Keep Pet Medication Away From Children
New research has warned parents about flea medications, heartworm pills and other animal medications as it may pose a poisoning risk to children at home. The report was published online on Feb. 6 in the journal Pediatrics.
The study revealed a poison center in Ohio had received 1,431 calls for poisoning from pet medication over the 15 years. Out of those calls, 88 percent were involving children under the age of 5. One in four of the poisonings happened while giving medicine to pets.
According to Fox News 93 percent of the cases, children ate or drank the pet medicines and 2.3 percent of calls involved children getting vet drugs in their eyes. Only 1.1 percent of cases were for skin exposure and children who went to a health facility for treatment was about 6 percent of the cases.

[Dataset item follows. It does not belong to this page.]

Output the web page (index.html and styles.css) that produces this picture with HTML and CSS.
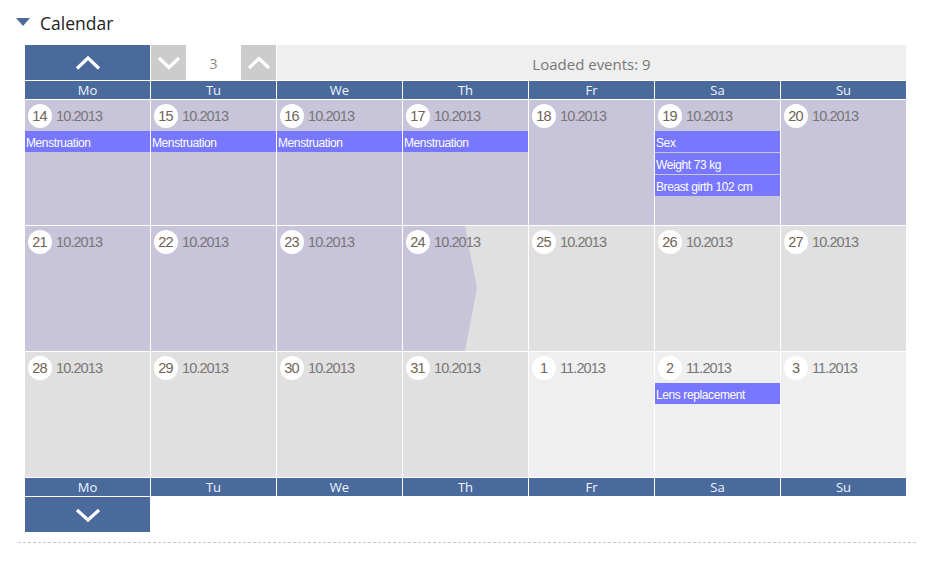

Kristi Roberts, study co-author from the Center for Injury Research and Policy at Nationwide Children's Hospital in Columbus, Ohio said pets are common and are important part of families with children. Animal medication can be dangerous when exposed to children.
WebMD reported that the drugs associated with poisoning 17 percent were veterinary products that have no human equivalent, 15 percent were antimicrobials to kill germs, another 15 percent were antiparasitics to kill parasites and 11 percent were analgesics to relieve pain.
Roberts recommends to keep medication up, away and out of sight. Preferably in a locked cabinet. Store them away from human medicine.
Keep all medicines in their original containers with labels attached. Give pet medication away from children. Always check for a clean food bowl and make sure pets finish medication and not spit them out.
Roberts said that 96 percent of the exposure occurred at home and were not expected to result in long-term health effects. Some prescription both human and pets could he highly dangerous for small children even at low dosages.